Category: ArchaeologySkepticism
Posted on: June 28, 2007 8:50 AM, by Martin R

In the current issue of Antiquity is a review of G.G. Fagan's edited volume Archaeological Fantasies (available on-line behind a paywall). I reviewed this book favourably back in September: it's pretty much a skeptical attack on pseudo-scientific archaeology.

Antiquity's reviewer, however, doesn't like the book at all, and for an interesting reason. Wiktor Stoczkowski is a sociologist of science working in Paris, and he isn't very interested in the interpretation of the archaeological record. His main concern is with the dynamics of current society.

"The editor of the volume insists that its purpose is less a refutation of specific pseudoarchaeological claims - excellent examples of which are already on the market - as it is an attempt to understand pseudoarchaeology as a social phenomenon. [...]

Not being specialists either in sociology, ethnology, or history, the contributors appear ignorant of research already undertaken in these disciplines regarding the cultural current of esotericism (aka occultism), from which ideas qualified by them as 'pseudoscientific archaeology' continue to emerge and to spread since the second half of the nineteenth century. They are also unaware that the archaeological component is only one among others in the occultist theories that propose an elaborated worldview designed as an alternative to those of science and of Christian theology. [...]

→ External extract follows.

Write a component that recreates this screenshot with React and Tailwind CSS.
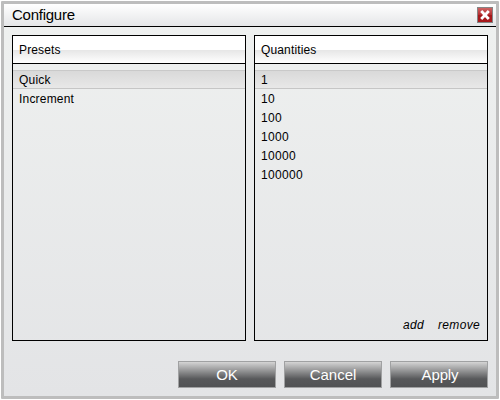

It is paradoxical to see researchers, who sincerely wish to defend science, making so little use of it when studying pseudoscience. The best plea in favour of rigorous scholarship would be a rigorous study of pseudoscience. Alas, Archaeological Fantasies fails to provide it."

I agree with Stoczkowski that Archaeological Fantasies does not in the main offer sociological studies of pseudoarchaeology, and I find it unfortunate that Fagan made that claim in the introduction. But I must say that neither most archaeologists nor any pseudoarchaeologists that I know of are interested in the sociology of science. Unless Fagan had made that brief remark, Stoczkowski's perspective on the book would simply have been irrelevant. As a meta-scholar, he views our scientific discourse itself as the object of study. But Antiquity is not a metascientific journal.